▶ **Job**
Report how many lines in the listing below include the word "React". Write nothing besides the number.

•••••

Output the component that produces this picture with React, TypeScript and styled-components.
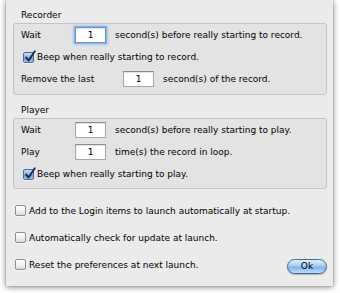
import React from "react";
import styled, { createGlobalStyle, css } from "styled-components";

const GlobalStyle = createGlobalStyle`
  html, body { margin: 0; padding: 0; background: #ffffff; }
  body {
    font-family: "DejaVu Sans", "Noto Sans", sans-serif;
    font-size: 9px;
    color: #000;
    width: 340px;
    height: 293px;
    overflow: hidden;
  }
`;

const Window = styled.div`
  box-sizing: border-box;
  margin-left: 6px;
  width: 327px;
  height: 286px;
  padding-top: 10px;
  background: #ebebeb;
  box-shadow: 0 1px 6px rgba(0, 0, 0, 0.5), 0 0 1px rgba(0, 0, 0, 0.4);
  display: flex;
  flex-direction: column;
`;

const Title = styled.div<{ $top?: number }>`
  height: 11px;
  line-height: 11px;
  padding-left: 15px;
  margin-top: ${(p) => p.$top ?? 0}px;
`;

const Group = styled.div<{ $padBottom: number }>`
  box-sizing: border-box;
  margin: 2px 6px 0 7px;
  border: 1px solid #c4c4c4;
  border-radius: 3px;
  background: #e3e3e3;
  padding: 0 0 ${(p) => p.$padBottom}px 7px;
  display: flex;
  flex-direction: column;
`;

const Row = styled.div<{ $h?: number }>`
  height: ${(p) => p.$h ?? 22}px;
  display: flex;
  align-items: center;
  white-space: nowrap;
`;

const Label = styled.span<{ $w: number }>`
  width: ${(p) => p.$w}px;
  flex: none;
`;

const NumberField = styled.div<{ $focused?: boolean }>`
  box-sizing: border-box;
  width: 31px;
  height: 16px;
  margin-right: 9px;
  background: #fff;
  border: 1px solid #a6a6a6;
  border-top-color: #8c8c8c;
  box-shadow: inset 0 1px 1px rgba(0, 0, 0, 0.12);
  display: flex;
  align-items: center;
  justify-content: center;
  line-height: 14px;
  ${(p) =>
    p.$focused &&
    css`
      border-color: #6f93c4;
      box-shadow: 0 0 0 1px #8cb6e8, 0 0 2px 2px #a9c9ef, inset 0 1px 1px rgba(0, 0, 0, 0.12);
    `}
`;

const CheckRow = styled.label<{ $indent: number }>`
  display: flex;
  align-items: center;
  gap: 3px;
  margin-left: ${(p) => p.$indent}px;
  white-space: nowrap;
`;

const Box = styled.span<{ $checked?: boolean }>`
  position: relative;
  box-sizing: border-box;
  width: 11px;
  height: 11px;
  flex: none;
  border-radius: 2px;
  border: 1px solid #8e8e8e;
  background: linear-gradient(#ffffff, #f2f2f2 50%, #dcdcdc);
  box-shadow: 0 1px 0 rgba(255, 255, 255, 0.6);
  ${(p) =>
    p.$checked &&
    css`
      border-color: #4a6c9c;
      background: linear-gradient(#c7ddf5, #87b4e6 50%, #5e98da 55%, #a4cbf3);
    `}
`;

const Tick = styled.svg`
  position: absolute;
  left: 0px;
  top: -3px;
  width: 12px;
  height: 12px;
  overflow: visible;
`;

const Footer = styled.div`
  margin-top: 8px;
  display: flex;
  flex-direction: column;
`;

const FooterRow = styled.div`
  height: 27px;
  display: flex;
  align-items: center;
  justify-content: space-between;
  padding-right: 6px;
`;

const OkButton = styled.button`
  box-sizing: border-box;
  width: 40px;
  height: 15px;
  margin-top: 4px;
  padding: 0;
  border-radius: 8px;
  border: 1px solid #45679a;
  background: linear-gradient(#e1eefb, #a9cdf1 45%, #7fb4ea 55%, #b9dbfb);
  box-shadow: 0 1px 1px rgba(0, 0, 0, 0.25);
  font-family: "DejaVu Sans", "Noto Sans", sans-serif;
  font-size: 9px;
  line-height: 13px;
  color: #000;
`;

const Check: React.FC<{ checked?: boolean; indent: number; children: React.ReactNode }> = ({
  checked,
  indent,
  children,
}) => (
  <CheckRow $indent={indent}>
    <Box $checked={checked}>
      {checked && (
        <Tick viewBox="0 0 12 12">
          <path d="M2.2 7.6 L4.6 10.6 L10.8 1.2" fill="none" stroke="#1b2b44" strokeWidth="1.9" strokeLinecap="round" strokeLinejoin="round" />
        </Tick>
      )}
    </Box>
    <span>{children}</span>
  </CheckRow>
);

export default function App() {
  return (
    <>
      <GlobalStyle />
      <Window>
        <Title>Recorder</Title>
        <Group $padBottom={4}>
          <Row>
            <Label $w={54}>Wait</Label>
            <NumberField $focused>1</NumberField>
            <span>second(s) before really starting to record.</span>
          </Row>
          <Row>
            <Check checked indent={2}>
              Beep when really starting to record.
            </Check>
          </Row>
          <Row>
            <Label $w={102}>Remove the last</Label>
            <NumberField>1</NumberField>
            <span>second(s) of the record.</span>
          </Row>
        </Group>

        <Title $top={10}>Player</Title>
        <Group $padBottom={3}>
          <Row>
            <Label $w={54}>Wait</Label>
            <NumberField>1</NumberField>
            <span>second(s) before really starting to play.</span>
          </Row>
          <Row>
            <Label $w={54}>Play</Label>
            <NumberField>1</NumberField>
            <span>time(s) the record in loop.</span>
          </Row>
          <Row>
            <Check checked indent={2}>
              Beep when really starting to play.
            </Check>
          </Row>
        </Group>

        <Footer>
          <FooterRow>
            <Check indent={9}>Add to the Login items to launch automatically at startup.</Check>
          </FooterRow>
          <FooterRow>
            <Check indent={9}>Automatically check for update at launch.</Check>
          </FooterRow>
          <FooterRow>
            <Check indent={9}>Reset the preferences at next launch.</Check>
            <OkButton>Ok</OkButton>
          </FooterRow>
        </Footer>
      </Window>
    </>
  );
}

•••••

▶ **The reply**
3